In Westmoreland v. State, 192 Ga. App. 173, 176-77 (1989), the Court of Appeals held that, where an offender voluntarily agrees to make restitution in a certain amount -- which may include sums for damages or losses resulting from offenses for which he has not been indicted -- a sentencing court can make that agreement a part of its restitution order and, based on the theory that any alleged error was induced by the offender's agreement or acquiescence, the offender is precluded from challenging the order. Accord Johnson v. State, 157 Ga. App. 155 (1981); Fong v. State, 149 Ga. App. 456 (1979). See also O.C.G.A. § 17-14-13 and 1987 Op. Att'y Gen. U87-8 (where such an agreement is incorporated into a restitution order, it is enforceable as a civil judgment and as an order of the court).
Indeed, the General Assembly appears to have contemplated such agreements in enacting O.C.G.A. § 17-14-7, which provides that:
Any offender may offer a restitution plan to the ordering authority. If a plan is offered, it shall be the duty of the ordering authority to consider the factors stated in Code Section 17-14-10 and to make the plan part of a restitution order if acceptable to the ordering authority.
(Emphasis added.) See Garrett, 175 Ga. App. at 401 (noting that "the restitution mechanism is an attempt to avoid the necessity of a separate civil action and to determine the amount of loss caused by the criminal act in the usually earlier criminal proceedings rather than in a second and more protracted civil suit").

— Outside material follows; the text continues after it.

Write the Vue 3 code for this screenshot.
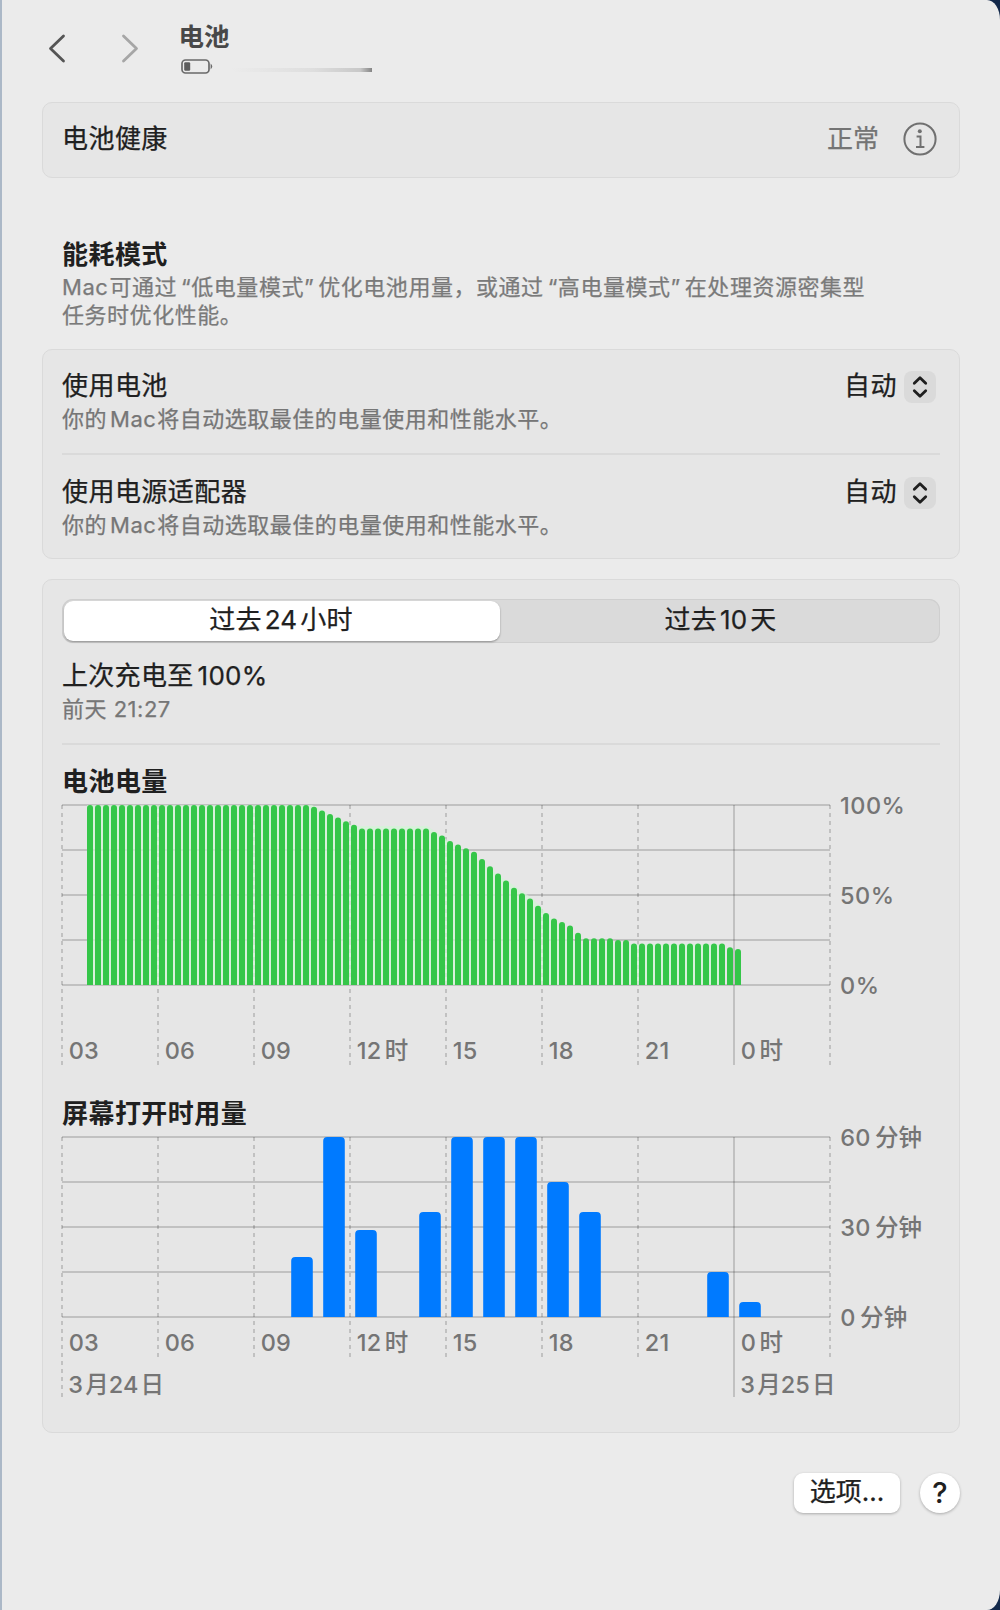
<script setup>
import { ref } from 'vue'

const currentRange = ref(0)

// every string is a list of runs, a small gap is put between them
const ranges = [
  ['过去', '24', '小时'],
  ['过去', '10', '天'],
]

const modes = [
  { title: '使用电池', value: '自动' },
  { title: '使用电源适配器', value: '自动' },
]
const modeHint = ['你的', 'Mac', '将自动选取最佳的电量使用和性能水平。']

// battery level, one value per 15 minutes
const levels = [
  ...Array(28).fill(100),
  99, 97, 95, 93, 91, 89,
  ...Array(9).fill(87),
  85, 83, 80, 78, 76, 74, 70, 66, 62, 58, 54, 51, 48, 44, 40, 37, 35, 33, 29,
  26, 26, 26, 26, 25, 25,
  ...Array(12).fill(23),
  21, 20,
]

// minutes of screen on time, by hour slot
const usage = [
  { slot: 7, minutes: 20 },
  { slot: 8, minutes: 60 },
  { slot: 9, minutes: 29 },
  { slot: 11, minutes: 35 },
  { slot: 12, minutes: 60 },
  { slot: 13, minutes: 60 },
  { slot: 14, minutes: 60 },
  { slot: 15, minutes: 45 },
  { slot: 16, minutes: 35 },
  { slot: 20, minutes: 15 },
  { slot: 21, minutes: 5 },
]

const hours = [
  ['03'],
  ['06'],
  ['09'],
  ['12', '时'],
  ['15'],
  ['18'],
  ['21'],
  ['0', '时'],
]

const levelAxis = [['100%'], ['50%'], ['0%']]
const usageAxis = [
  ['60', '分钟'],
  ['30', '分钟'],
  ['0', '分钟'],
]

const levelPath = (level, i) => {
  const x = 25 + i * 8
  const y = 181 - level * 1.8
  return `M${x} 181V${y + 3}a3 3 0 0 1 6 0V181z`
}

const usagePath = ({ slot, minutes }) => {
  const x = 5.2 + slot * 32
  const y = 181 - minutes * 3
  return `M${x} 181V${y + 4}q0 -4 4 -4h13.6q4 0 4 4V181z`
}
</script>

<template>
  <div class="screen">
    <main class="window">
      <header class="toolbar">
        <svg class="chevron" width="20" height="32" viewBox="0 0 20 32">
          <path d="M16.5 4 3.5 16.5 16.5 29" />
        </svg>
        <svg class="chevron next" width="20" height="32" viewBox="0 0 20 32">
          <path d="M3.5 4 16.5 16.5 3.5 29" />
        </svg>
        <div class="heading">
          <h1>电池</h1>
          <div class="status">
            <svg width="33" height="16" viewBox="0 0 33 16">
              <rect x="1" y="1" width="27" height="13" rx="3.5" fill="none" stroke="#6a6a6a" stroke-width="1.7" />
              <rect x="3.2" y="3.2" width="6" height="8.6" rx="1.2" fill="#5c5c5c" />
              <path d="M29.6 4.6q3.4 2.9 0 5.8z" fill="#6a6a6a" />
            </svg>
            <span class="trace"></span>
          </div>
        </div>
      </header>

      <section class="card health">
        <span class="label">电池健康</span>
        <span class="health-value">正常</span>
        <svg width="34" height="34" viewBox="0 0 34 34">
          <circle cx="17" cy="17" r="15.6" fill="none" stroke="#707070" stroke-width="2" />
          <circle cx="16.8" cy="9.2" r="2" fill="#707070" />
          <path d="M13.6 14.6h3.9v10.2M13 25h8.4" fill="none" stroke="#707070" stroke-width="2" />
        </svg>
      </section>

      <section class="intro">
        <h2>能耗模式</h2>
        <p>
          <span>Mac</span><span>可通过</span><span>“低电量模式”</span><span>优化电池用量，或通过</span><span>“高电量模式”</span><span>在处理资源密集型</span>
        </p>
        <p>任务时优化性能。</p>
      </section>

      <section class="card modes">
        <div v-for="mode in modes" :key="mode.title" class="mode">
          <div class="mode-text">
            <span class="label">{{ mode.title }}</span>
            <span class="hint"><span v-for="run in modeHint" :key="run">{{ run }}</span></span>
          </div>
          <div class="picker">
            <span class="label">{{ mode.value }}</span>
            <span class="stepper">
              <svg width="16" height="24" viewBox="0 0 16 24">
                <path d="M2.3 8.3 8 2.8 13.7 8.3M2.3 15.7 8 21.2 13.7 15.7" />
              </svg>
            </span>
          </div>
        </div>
      </section>

      <section class="card stats">
        <div class="segments">
          <button
            v-for="(range, i) in ranges"
            :key="i"
            :class="{ active: currentRange === i }"
            @click="currentRange = i"
          >
            <span v-for="run in range" :key="run">{{ run }}</span>
          </button>
        </div>

        <div class="last-charge">
          <span class="label"><span>上次充电至</span><span>100%</span></span>
          <span class="hint">前天 21:27</span>
        </div>

        <h2>电池电量</h2>
        <svg class="chart level-chart" width="878" height="270" viewBox="0 0 878 270">
          <path v-for="n in 5" :key="n" class="grid" :d="`M0 ${n * 45 - 44}H768`" />
          <template v-for="n in 9" :key="n">
            <path v-if="n === 8" class="grid" d="M672 1V261" />
            <path v-else class="grid dashed" :d="`M${(n - 1) * 96} 1V261`" />
          </template>
          <path class="level-glow" d="M25 181V1H250L290 22H365L470 94L515 140H660V181z" />
          <path v-for="(level, i) in levels" :key="i" class="level" :d="levelPath(level, i)" />
          <text v-for="(hour, i) in hours" :key="i" :x="i * 96 + 6.8" y="255">
            <tspan v-for="(run, j) in hour" :key="j" :dx="j ? 3.5 : 0">{{ run }}</tspan>
          </text>
          <text v-for="(mark, i) in levelAxis" :key="i" class="percent" x="778" :y="i * 90 + 10">{{ mark[0] }}</text>
        </svg>

        <h2>屏幕打开时用量</h2>
        <svg class="chart" width="878" height="270" viewBox="0 0 878 270">
          <path v-for="n in 5" :key="n" class="grid" :d="`M0 ${n * 45 - 44}H768`" />
          <template v-for="n in 9" :key="n">
            <path v-if="n === 8" class="grid" d="M672 1V261" />
            <path v-else class="grid dashed" :d="`M${(n - 1) * 96} 1V${n === 1 ? 261 : 221}`" />
          </template>
          <path v-for="item in usage" :key="item.slot" class="usage" :d="usagePath(item)" />
          <text v-for="(hour, i) in hours" :key="i" :x="i * 96 + 6.8" y="215">
            <tspan v-for="(run, j) in hour" :key="j" :dx="j ? 3.5 : 0">{{ run }}</tspan>
          </text>
          <text x="6.3" y="257">3<tspan dx="2">月</tspan>24<tspan dx="2">日</tspan></text>
          <text x="678.3" y="257">3<tspan dx="2">月</tspan>25<tspan dx="2">日</tspan></text>
          <text v-for="(mark, i) in usageAxis" :key="i" x="778.3" :y="i * 90 + 10">
            <tspan v-for="(run, j) in mark" :key="j" :dx="j ? 4.5 : 0">{{ run }}</tspan>
          </text>
        </svg>
      </section>

      <footer class="actions">
        <button class="options">选项...</button>
        <button class="help">?</button>
      </footer>
    </main>
  </div>
</template>

<style>
body {
  background-color: #10233f;
}
</style>

<style scoped>
* {
  box-sizing: border-box;
}
.screen {
  height: 1610px;
  padding-left: 2px;
  background: linear-gradient(90deg, #abb8c7 50%, #12284a 50%);
  font-family: Inter, 'Noto Sans CJK SC', sans-serif;
  color: #202020;
}
.window {
  height: 1610px;
  padding: 0 40px;
  background-color: #ebebeb;
  border-radius: 0 13px 13px 0 / 0 20px 20px 0;
  display: flex;
  flex-direction: column;
}
h1,
h2,
p {
  margin: 0;
}
h2 {
  font-size: 26px;
  line-height: 32px;
  font-weight: 700;
  letter-spacing: 0.45px;
}
button {
  border: none;
  padding: 0;
  font-family: inherit;
  color: inherit;
}

.toolbar {
  height: 102px;
  padding: 20px 0 0 5px;
  display: flex;
  align-items: flex-start;
}
.chevron {
  margin-top: 12px;
  fill: none;
  stroke: #555;
  stroke-width: 2.8;
  stroke-linecap: round;
  stroke-linejoin: round;
}
.chevron.next {
  margin-left: 53px;
  stroke: #a6a6a6;
}
.heading {
  margin-left: 38.5px;
}
h1 {
  font-size: 25.5px;
  line-height: 34px;
  font-weight: 700;
  color: #484848;
}
.status {
  margin: 5px 0 0 2px;
  display: flex;
  align-items: center;
}
.trace {
  width: 148px;
  height: 4px;
  margin: 5px 0 0 10px;
  background: linear-gradient(90deg, #ebebeb 5%, #dedede 60%, #c8c8c8 92%, #858585);
  filter: blur(0.6px);
}

.card {
  flex: none;
  background-color: #e6e6e6;
  border: 1px solid #dadada;
  border-radius: 10px;
}
.label {
  font-size: 26px;
  line-height: 32px;
  letter-spacing: 0.45px;
}
.label,
.hint,
.health-value,
.intro p,
.segments button,
.options {
  -webkit-text-stroke: 0.25px currentColor;
}
.hint {
  font-size: 22px;
  line-height: 28px;
  letter-spacing: 0.5px;
  color: #767676;
}
.hint span + span {
  margin-left: 3px;
}
.hint span:nth-child(3) {
  margin-left: 1px;
}
.label span + span,
.intro span + span {
  margin-left: 4px;
}
.segments span + span {
  margin-left: 3px;
}
.intro span:nth-child(2) {
  margin-left: 1px;
}

.health {
  height: 76px;
  padding: 0 22px 3px 19px;
  display: flex;
  align-items: center;
}
.health .label {
  padding-top: 1px;
}
.health-value {
  margin: 0 24px 0 auto;
  font-size: 26px;
  line-height: 32px;
  color: #747474;
}

.intro {
  padding: 61px 20px 0;
  height: 171px;
}
.intro h2 {
  margin-bottom: 2px;
}
.intro p {
  font-size: 22px;
  line-height: 28px;
  letter-spacing: 0.54px;
  color: #7a7a7a;
  white-space: nowrap;
}

.modes {
  height: 210px;
  padding: 0 19px;
}
.mode {
  display: flex;
  justify-content: space-between;
  height: 105px;
  padding-top: 20px;
}
.mode:first-child {
  height: 103px;
}
.mode + .mode {
  border-top: 2px solid #dadada;
  padding-top: 21px;
}
.mode-text,
.last-charge {
  display: flex;
  flex-direction: column;
  gap: 3px;
}
.picker {
  display: flex;
  gap: 7px;
  margin-right: 4px;
}
.stepper {
  width: 32px;
  height: 32px;
  margin-top: 1px;
  border-radius: 8px;
  background-color: #dadada;
  display: flex;
  align-items: center;
  justify-content: center;
}
.stepper path {
  fill: none;
  stroke: #1e1e1e;
  stroke-width: 2.8;
  stroke-linecap: round;
  stroke-linejoin: round;
}

.stats {
  height: 854px;
  margin-top: 20px;
  padding: 19px 19px 0;
}
.segments {
  height: 44px;
  padding: 2px;
  display: flex;
  background-color: #dadada;
  border-radius: 11px;
  box-shadow: inset 0 0 0 1px #cfcfcf;
}
.segments button {
  flex: 1;
  background: none;
  border-radius: 9px;
  font-size: 26px;
  line-height: 36px;
  letter-spacing: 0.2px;
  padding: 0 0 2px 3px;
}
.segments button.active {
  flex: none;
  width: 436px;
  padding: 0 2px 2px 0;
  background-color: #fff;
  box-shadow: 0 1px 2px rgba(0, 0, 0, 0.35);
}
.last-charge {
  height: 102px;
  padding-top: 17px;
  margin-bottom: 21px;
  border-bottom: 2px solid #dadada;
}
.last-charge .label {
  letter-spacing: 0.3px;
}

.chart {
  display: block;
  overflow: visible;
  margin-top: 6px;
}
.level-chart {
  margin-bottom: 24px;
}
.grid {
  fill: none;
  stroke: rgba(0, 0, 0, 0.16);
  stroke-width: 2;
}
.dashed {
  stroke-dasharray: 4 4;
}
.level-glow {
  fill: #d2f5d6;
  opacity: 0.7;
}
.level {
  fill: #35c649;
}
.usage {
  fill: #007aff;
}
.chart text {
  font-size: 23.5px;
  font-weight: 500;
  fill: #757575;
  letter-spacing: 0.1px;
}
.chart .percent {
  letter-spacing: 0.5px;
}

.actions {
  display: flex;
  justify-content: flex-end;
  gap: 20px;
  margin-top: 40px;
}
.options,
.help {
  height: 40px;
  background-color: #fff;
  box-shadow: 0 1px 3px rgba(0, 0, 0, 0.28);
}
.options {
  width: 106px;
  padding-bottom: 3px;
  border-radius: 9px;
  font-size: 26px;
  line-height: 36px;
}
.help {
  width: 40px;
  border-radius: 50%;
  font-size: 29px;
  font-weight: 500;
  line-height: 40px;
}
</style>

In summary, it is my unofficial opinion that a sentencing court may not require an offender to make restitution on those counts of a multi-count indictment which are dismissed pursuant to a negotiated plea agreement; however, it is also my unofficial opinion that, where an offender voluntarily agrees to make restitution in a certain amount, even if such amount exceeds the victim's "damages," the sentencing court may incorporate that agreement into its restitution order.